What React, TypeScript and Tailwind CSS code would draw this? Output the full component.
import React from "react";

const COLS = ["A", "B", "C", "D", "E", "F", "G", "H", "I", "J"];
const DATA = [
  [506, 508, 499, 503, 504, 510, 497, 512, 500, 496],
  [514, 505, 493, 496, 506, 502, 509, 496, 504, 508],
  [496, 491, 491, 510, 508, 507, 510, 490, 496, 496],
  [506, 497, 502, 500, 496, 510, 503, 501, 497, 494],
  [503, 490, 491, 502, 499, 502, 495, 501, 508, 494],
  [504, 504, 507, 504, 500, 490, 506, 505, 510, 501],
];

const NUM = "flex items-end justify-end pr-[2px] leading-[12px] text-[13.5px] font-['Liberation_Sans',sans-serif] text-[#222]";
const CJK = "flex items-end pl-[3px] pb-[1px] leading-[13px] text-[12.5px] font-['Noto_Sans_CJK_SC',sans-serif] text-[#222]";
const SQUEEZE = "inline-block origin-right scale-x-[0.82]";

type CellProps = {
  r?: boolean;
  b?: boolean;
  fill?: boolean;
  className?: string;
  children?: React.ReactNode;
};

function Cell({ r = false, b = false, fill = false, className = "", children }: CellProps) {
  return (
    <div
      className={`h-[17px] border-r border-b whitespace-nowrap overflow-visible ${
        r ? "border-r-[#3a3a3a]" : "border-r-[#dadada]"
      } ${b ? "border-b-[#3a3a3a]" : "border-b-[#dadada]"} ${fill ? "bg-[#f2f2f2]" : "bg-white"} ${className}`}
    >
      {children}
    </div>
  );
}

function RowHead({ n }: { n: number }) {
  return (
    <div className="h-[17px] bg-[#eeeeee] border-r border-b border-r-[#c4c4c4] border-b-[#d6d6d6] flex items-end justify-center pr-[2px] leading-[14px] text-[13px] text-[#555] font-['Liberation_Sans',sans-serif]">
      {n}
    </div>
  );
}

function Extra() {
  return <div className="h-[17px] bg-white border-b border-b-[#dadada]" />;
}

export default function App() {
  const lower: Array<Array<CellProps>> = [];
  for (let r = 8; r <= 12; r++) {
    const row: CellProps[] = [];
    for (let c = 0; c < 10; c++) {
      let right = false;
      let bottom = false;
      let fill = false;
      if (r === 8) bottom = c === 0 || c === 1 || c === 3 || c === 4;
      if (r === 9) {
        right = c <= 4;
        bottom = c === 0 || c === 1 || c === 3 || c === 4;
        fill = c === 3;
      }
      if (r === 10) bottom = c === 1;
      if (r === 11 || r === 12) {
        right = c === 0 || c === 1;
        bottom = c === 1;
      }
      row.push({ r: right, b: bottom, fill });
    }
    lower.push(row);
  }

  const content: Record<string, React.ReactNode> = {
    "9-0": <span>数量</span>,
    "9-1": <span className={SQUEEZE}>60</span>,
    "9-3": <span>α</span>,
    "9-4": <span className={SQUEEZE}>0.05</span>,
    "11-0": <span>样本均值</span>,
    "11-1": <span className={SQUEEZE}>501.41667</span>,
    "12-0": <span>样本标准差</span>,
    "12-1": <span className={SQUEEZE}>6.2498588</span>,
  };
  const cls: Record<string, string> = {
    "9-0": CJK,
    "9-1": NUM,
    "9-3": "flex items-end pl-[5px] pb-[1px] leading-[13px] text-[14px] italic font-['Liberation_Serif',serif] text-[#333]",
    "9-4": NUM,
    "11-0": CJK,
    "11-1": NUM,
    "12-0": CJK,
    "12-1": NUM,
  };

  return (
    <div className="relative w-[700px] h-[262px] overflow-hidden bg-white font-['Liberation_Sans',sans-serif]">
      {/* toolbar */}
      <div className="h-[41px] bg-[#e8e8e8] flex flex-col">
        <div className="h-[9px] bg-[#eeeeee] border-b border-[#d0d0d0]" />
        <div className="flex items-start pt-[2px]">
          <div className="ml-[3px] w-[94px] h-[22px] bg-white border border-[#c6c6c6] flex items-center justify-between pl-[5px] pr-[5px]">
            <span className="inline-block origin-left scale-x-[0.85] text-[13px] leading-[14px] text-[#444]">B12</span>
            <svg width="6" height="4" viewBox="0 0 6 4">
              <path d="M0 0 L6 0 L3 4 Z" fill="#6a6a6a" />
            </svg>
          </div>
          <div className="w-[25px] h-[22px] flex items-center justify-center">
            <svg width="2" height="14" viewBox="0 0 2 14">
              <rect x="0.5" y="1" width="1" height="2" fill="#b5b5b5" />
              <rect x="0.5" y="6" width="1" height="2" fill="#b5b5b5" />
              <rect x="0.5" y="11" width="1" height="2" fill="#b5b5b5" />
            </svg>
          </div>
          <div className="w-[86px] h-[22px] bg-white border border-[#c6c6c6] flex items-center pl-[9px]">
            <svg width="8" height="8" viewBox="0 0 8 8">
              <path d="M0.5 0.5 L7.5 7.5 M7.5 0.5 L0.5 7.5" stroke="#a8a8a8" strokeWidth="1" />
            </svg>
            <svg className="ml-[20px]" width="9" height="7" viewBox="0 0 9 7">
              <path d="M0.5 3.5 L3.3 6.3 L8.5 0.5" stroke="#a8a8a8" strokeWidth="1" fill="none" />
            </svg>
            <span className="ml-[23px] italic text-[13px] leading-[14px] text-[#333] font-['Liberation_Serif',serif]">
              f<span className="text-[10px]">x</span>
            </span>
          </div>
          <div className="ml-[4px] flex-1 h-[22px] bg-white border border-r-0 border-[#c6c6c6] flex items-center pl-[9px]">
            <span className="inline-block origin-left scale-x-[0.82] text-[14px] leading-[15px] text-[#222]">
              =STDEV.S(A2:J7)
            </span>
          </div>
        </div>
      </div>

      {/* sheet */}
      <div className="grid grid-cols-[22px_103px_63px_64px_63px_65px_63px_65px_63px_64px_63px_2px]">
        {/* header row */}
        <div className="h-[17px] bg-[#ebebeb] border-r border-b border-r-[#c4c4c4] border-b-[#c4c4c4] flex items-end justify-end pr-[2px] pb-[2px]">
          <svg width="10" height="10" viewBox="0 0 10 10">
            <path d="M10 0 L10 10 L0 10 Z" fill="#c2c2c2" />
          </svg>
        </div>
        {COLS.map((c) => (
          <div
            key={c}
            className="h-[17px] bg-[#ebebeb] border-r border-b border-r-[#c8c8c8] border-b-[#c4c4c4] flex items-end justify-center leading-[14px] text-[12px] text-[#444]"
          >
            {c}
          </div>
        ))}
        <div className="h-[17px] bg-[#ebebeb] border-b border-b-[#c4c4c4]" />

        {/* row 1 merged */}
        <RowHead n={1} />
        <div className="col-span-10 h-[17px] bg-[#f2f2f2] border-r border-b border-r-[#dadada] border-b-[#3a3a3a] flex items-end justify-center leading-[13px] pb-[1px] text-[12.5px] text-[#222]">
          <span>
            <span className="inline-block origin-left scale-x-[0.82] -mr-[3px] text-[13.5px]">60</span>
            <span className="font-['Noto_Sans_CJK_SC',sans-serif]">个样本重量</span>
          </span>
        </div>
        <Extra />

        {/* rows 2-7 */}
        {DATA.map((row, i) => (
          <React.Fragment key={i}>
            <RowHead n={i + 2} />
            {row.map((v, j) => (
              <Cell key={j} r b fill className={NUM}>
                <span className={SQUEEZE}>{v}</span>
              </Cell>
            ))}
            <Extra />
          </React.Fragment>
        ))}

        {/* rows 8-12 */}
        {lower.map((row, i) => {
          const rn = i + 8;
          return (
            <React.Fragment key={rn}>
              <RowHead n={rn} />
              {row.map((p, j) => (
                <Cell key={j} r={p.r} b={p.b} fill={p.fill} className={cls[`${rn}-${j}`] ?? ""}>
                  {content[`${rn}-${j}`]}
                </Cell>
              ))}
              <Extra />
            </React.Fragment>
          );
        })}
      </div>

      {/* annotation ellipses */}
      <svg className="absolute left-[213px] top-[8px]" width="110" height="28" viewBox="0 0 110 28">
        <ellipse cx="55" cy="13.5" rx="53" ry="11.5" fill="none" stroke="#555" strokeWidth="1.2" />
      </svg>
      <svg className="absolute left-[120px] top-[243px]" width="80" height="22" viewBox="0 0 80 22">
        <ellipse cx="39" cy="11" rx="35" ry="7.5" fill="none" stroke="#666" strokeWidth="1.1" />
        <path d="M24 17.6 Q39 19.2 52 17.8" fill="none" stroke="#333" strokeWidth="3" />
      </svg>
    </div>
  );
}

------

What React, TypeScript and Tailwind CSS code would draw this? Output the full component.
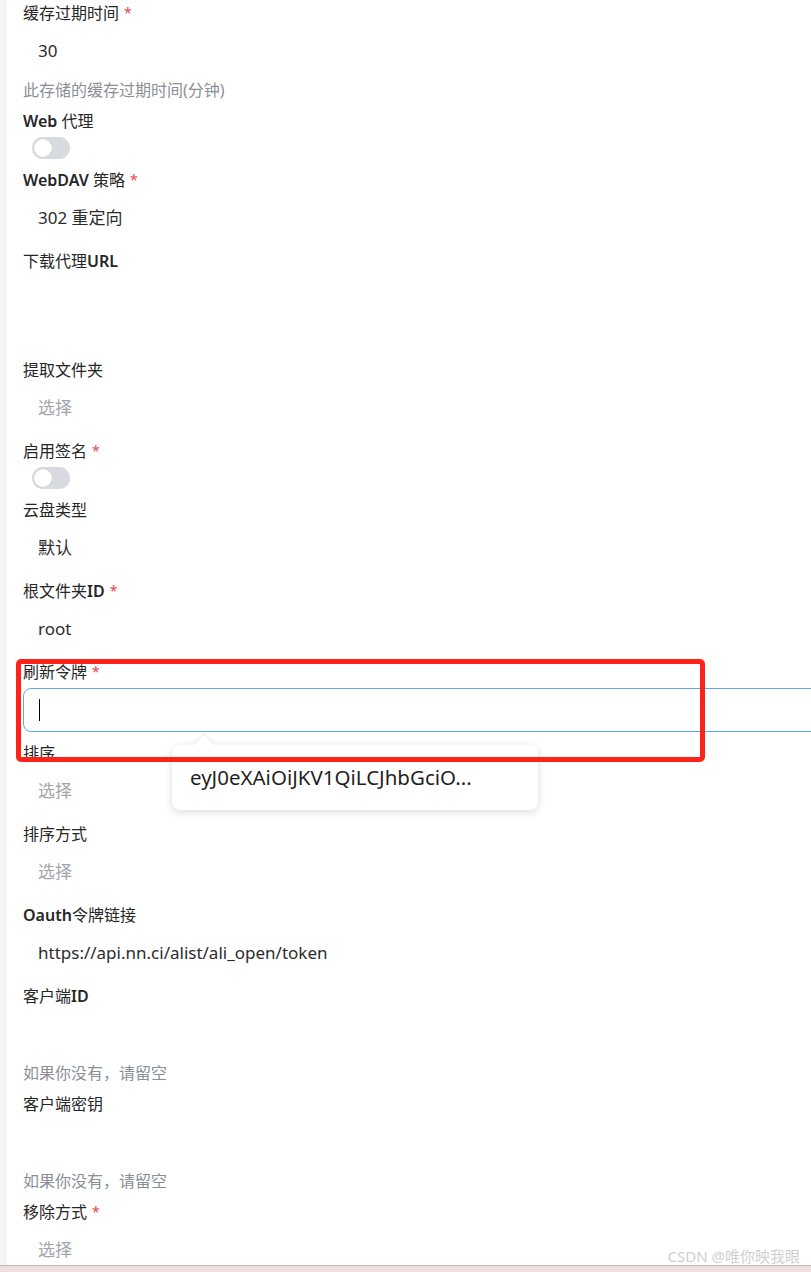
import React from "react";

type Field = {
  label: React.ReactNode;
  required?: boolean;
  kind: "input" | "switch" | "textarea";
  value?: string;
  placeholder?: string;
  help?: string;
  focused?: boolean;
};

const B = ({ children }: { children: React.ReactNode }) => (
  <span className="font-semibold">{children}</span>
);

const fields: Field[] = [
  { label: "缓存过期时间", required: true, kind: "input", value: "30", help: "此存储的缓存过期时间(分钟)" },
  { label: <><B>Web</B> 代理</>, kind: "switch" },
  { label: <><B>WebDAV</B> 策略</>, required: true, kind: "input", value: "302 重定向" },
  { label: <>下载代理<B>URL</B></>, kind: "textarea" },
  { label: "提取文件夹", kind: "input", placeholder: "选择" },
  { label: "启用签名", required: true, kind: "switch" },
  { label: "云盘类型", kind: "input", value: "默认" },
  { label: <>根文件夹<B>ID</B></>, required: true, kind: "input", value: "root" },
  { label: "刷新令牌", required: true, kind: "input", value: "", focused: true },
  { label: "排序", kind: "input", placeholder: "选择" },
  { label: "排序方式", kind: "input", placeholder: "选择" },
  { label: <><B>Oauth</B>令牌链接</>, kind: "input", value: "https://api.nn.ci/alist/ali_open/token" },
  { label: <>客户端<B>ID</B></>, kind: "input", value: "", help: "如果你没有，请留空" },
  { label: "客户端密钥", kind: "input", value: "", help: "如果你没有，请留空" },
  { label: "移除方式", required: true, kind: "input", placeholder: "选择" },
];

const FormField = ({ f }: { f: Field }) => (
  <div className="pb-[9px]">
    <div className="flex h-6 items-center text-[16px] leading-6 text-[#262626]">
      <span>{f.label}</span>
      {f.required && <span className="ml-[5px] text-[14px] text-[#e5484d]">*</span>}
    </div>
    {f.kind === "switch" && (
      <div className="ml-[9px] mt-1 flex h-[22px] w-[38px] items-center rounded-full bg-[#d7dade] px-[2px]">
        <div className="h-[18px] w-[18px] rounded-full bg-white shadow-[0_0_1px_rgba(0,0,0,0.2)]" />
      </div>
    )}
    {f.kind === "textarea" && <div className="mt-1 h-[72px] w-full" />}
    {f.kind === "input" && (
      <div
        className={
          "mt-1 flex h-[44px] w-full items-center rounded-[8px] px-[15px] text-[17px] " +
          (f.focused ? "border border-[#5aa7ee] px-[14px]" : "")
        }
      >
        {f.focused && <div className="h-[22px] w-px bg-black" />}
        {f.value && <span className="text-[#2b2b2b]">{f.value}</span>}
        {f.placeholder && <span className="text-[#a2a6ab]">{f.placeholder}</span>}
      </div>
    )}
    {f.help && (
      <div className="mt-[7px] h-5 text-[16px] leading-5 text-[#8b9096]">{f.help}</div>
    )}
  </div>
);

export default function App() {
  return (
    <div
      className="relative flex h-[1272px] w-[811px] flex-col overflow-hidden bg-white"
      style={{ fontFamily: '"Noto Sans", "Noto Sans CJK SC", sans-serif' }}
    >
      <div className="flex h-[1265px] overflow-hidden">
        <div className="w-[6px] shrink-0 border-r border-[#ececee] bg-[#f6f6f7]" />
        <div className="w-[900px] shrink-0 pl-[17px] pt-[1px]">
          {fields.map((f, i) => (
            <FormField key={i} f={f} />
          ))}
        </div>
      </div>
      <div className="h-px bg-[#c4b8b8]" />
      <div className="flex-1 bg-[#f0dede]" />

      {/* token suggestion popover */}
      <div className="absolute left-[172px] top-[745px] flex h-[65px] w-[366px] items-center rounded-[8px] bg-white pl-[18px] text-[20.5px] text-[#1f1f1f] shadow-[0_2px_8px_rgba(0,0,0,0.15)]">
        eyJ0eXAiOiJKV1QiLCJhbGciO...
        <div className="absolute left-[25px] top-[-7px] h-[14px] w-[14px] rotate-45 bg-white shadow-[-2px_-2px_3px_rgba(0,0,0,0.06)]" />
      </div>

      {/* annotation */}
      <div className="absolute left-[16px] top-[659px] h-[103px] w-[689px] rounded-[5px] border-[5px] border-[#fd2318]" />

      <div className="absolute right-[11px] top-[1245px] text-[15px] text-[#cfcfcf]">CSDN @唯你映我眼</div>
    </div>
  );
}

------

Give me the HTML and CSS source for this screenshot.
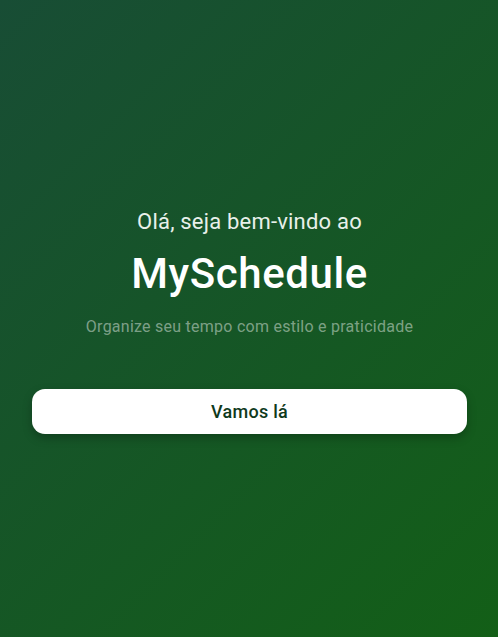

------

#### WHAT YOU ARE ASKED TO DO
Copy out every line in the entries above that holds "React".

#### OUTPUT FOR THIS TASK
What React, TypeScript and Tailwind CSS code would draw this? Output the full component.
import React from "react";
  children?: React.ReactNode;
  const content: Record<string, React.ReactNode> = {
          <React.Fragment key={i}>
          </React.Fragment>
            <React.Fragment key={rn}>
            </React.Fragment>
What React, TypeScript and Tailwind CSS code would draw this? Output the full component.
import React from "react";
  label: React.ReactNode;
const B = ({ children }: { children: React.ReactNode }) => (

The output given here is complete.